Burnt Offering
- 1934 French edition
- Author: Jeanne Galzy
- Language: French
- Genre: Drama
- Publisher: Éditions Rieder
- Publication date: 1929
- Publication place: France
- Published in English: 1930
- Media type: Print

= Burnt Offering (novel) =

1929 novel by Jeanne Galzy

Burnt Offering (French: L'initiatrice aux mains vides) is a French novel by Jeanne Galzy. Published in French in 1929, it won the 1930 Prix Brentano and was subsequently published in English, as the only one in this language out of the author's many novels.
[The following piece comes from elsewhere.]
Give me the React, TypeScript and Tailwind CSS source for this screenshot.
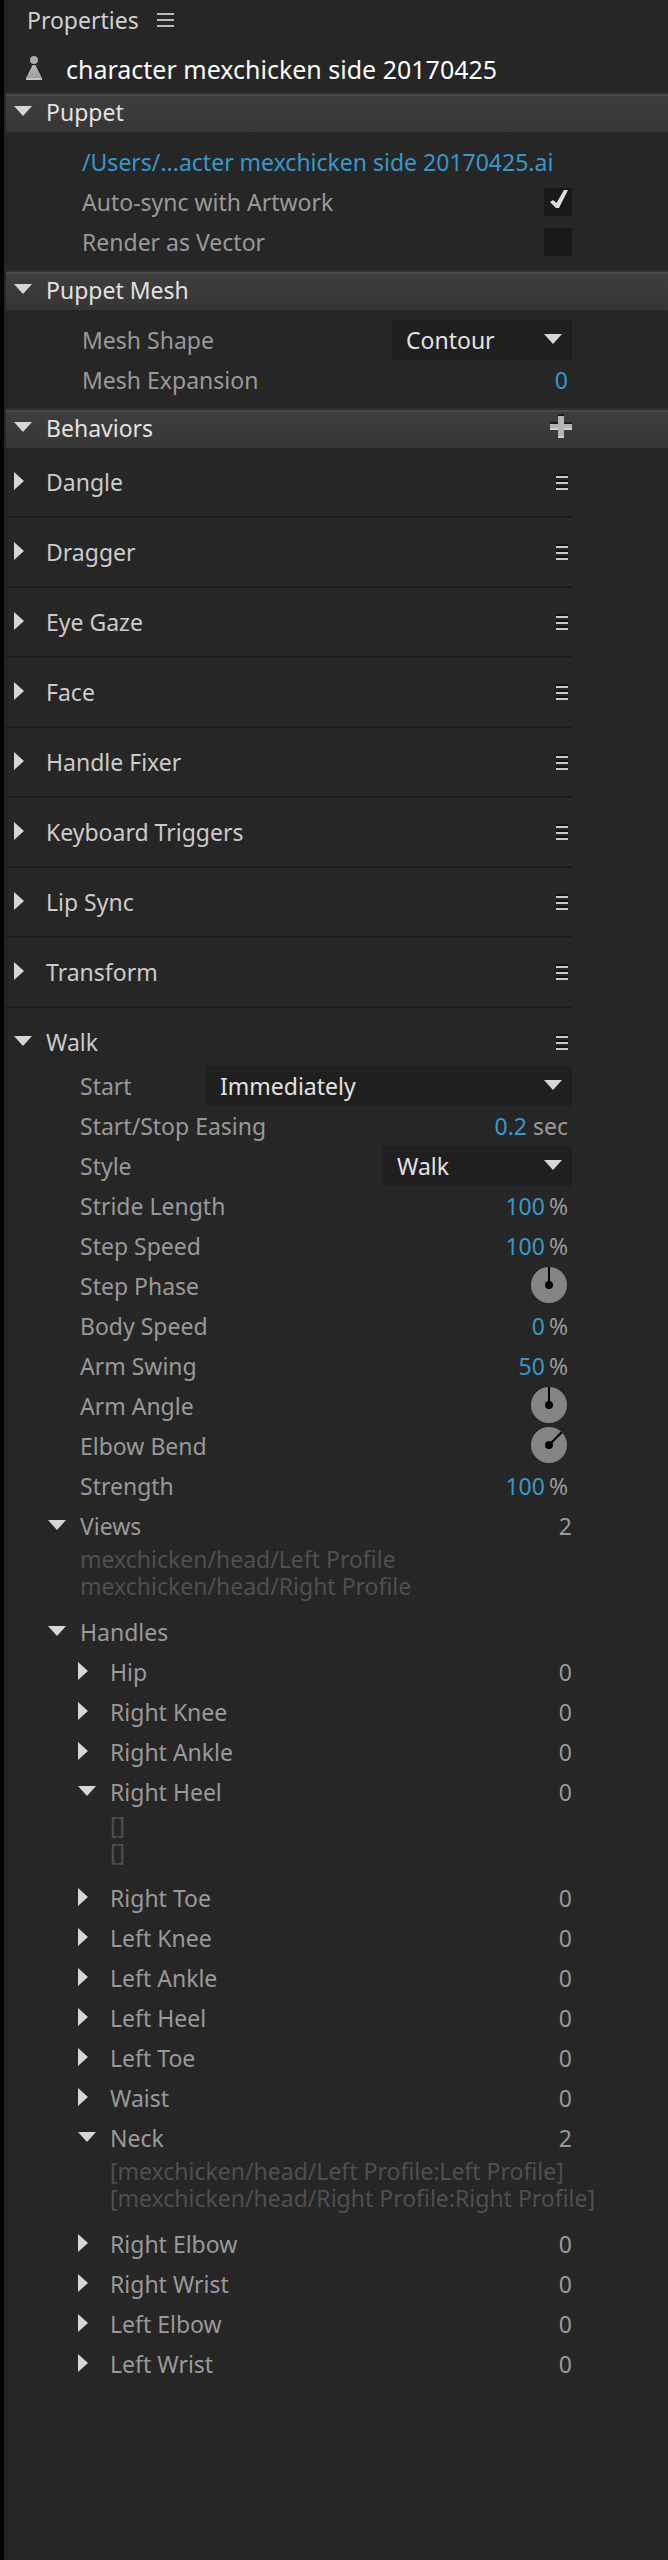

While the novel (and the translation) received some praise in 1930 and 1931, it was never a great success in its time. Though now it is appreciated by critics for its study of the main character, Marie, a school teacher struggling with her (lesbian) desire for one of her students. Autobiographical elements permeating the novel have also been studied; these include the novel's perspective on the school where Marie and the author both worked, the Lycée Lamartine in Paris; and the college where they both received their education, the École normale supérieure de jeunes filles in Sèvres.

==Plot==
Marie Pascal is a single woman who teaches seventh-grade "literature, geography, history, everything" at a small school in a small town in Picardy. Her very quotidian life ("the emotional vacuum that overcomes a young educator, once her school career is finished") changes when one of her students, 12-year-old Annette Rieu (whose father died in World War I "because he suffered too much (31)), writes an essay containing the sentence, "The saddest day of my life comes back every week, the day when Mother entertains her friends and I hear the sound of laughter" (25). Until then, Annette had not drawn attention to herself, but her essay prompts a fascination and attraction in the childless and single Marie that she finds hard to control, only to find out that her love for the child seems to be reciprocated. Annette blossoms under the attention paid to her, holds the door for her teacher, plucks the most beautiful flowers for her, and waits for her every afternoon after school to say goodbye. Initially reciprocating the child's devotion, Marie herself grows as a person and as a teacher, and is even recommended by a school inspector to transfer to a school in Paris. She declines, and finds it difficult to act on the child's attention and on two occasions even rebuffs her.

During a vacation, which Marie spends as usual with her grandparents in the country, she receives a letter from Annette, declaring her love. No longer able to disguise or justify her feelings as maternal, Marie responds by withdrawing her affection. The child, however, falls ill with pneumonia, and on the night the child's fever breaks, it is Marie who is with her, instead of Annette's mother, who thereafter becomes hostile, pulls the child from school, and forces Marie to transfer to another school. Annette does leave a token of love: the name "Marie" carved in her school desk.

==Publication and critical reception==
Burnt Offering is the seventh novel by Jeanne Galzy. It was published in France by Éditions Rieder in 1929, and since it won the 1930 Prix Brentano (the second and last installment of that award) it was translated to English by the Brentano's.

The few French and English reviews at the time of publication were positive. It was called a "very sad" and a "very beautiful" novel. The translation made by Jacques Le Clercq was also praised. Elizabeth N. Case, writing in the Hartford Daily Courant, called it a "delicate sensitive study in character", though she states in the same breath that it "is manifestly one of those novels which inevitably lose definitely through translation". According to Case, the translation was somewhat "a restrained record of a French provincial school teacher, who yearned for all the elemental joys of a normal environment, is absolutely and essential Gallic, an appealing book even in its English form, but with its informing fire damped and dimmed through transference to an alien tongue". The novel has long been out of print.

==Background and interpretation==
Critics agree that Burnt Offering, like La Femme chez les garçons (1919), reflects Galzy's experiences as a teacher at the Lycée Lamartine in Paris. To deflect the charge of autobiographical fallacy critics present the novel as a roman à clef rather than as an autobiography. Another autobiographical element is offered by the dedication in the French edition, to Mademoiselle Germaine Normand, Galzy's first-grade teacher in high school in Montpellier. Like Galzy, Marie attended the École normale supérieure de jeunes filles in Sèvres—reputedly a hotbed of lesbianism in those days, and a setting also in Galzy's 1934 novel Jeunes filles en serre chaude.

Critic Jennifer Waelti-Walters, in a 2000 study of lesbian novels, argues that Galzy during her writing career "sidles up to the issue of lesbian desire gradually"; Burnt Offering is the first of three lesbianism-themed novels by Galzy. Lesbian love, according to Waeti-Walters, is a more or less secret alternative to the only two kinds of love women were allowed to express: maternal love and heterosexual love; as a consequence, Galzy's (and other) characters have "no models and no language for what they are experiencing and no place to situate themselves socially". In Galzy's first such novel, the love between the two women is no more than implicit.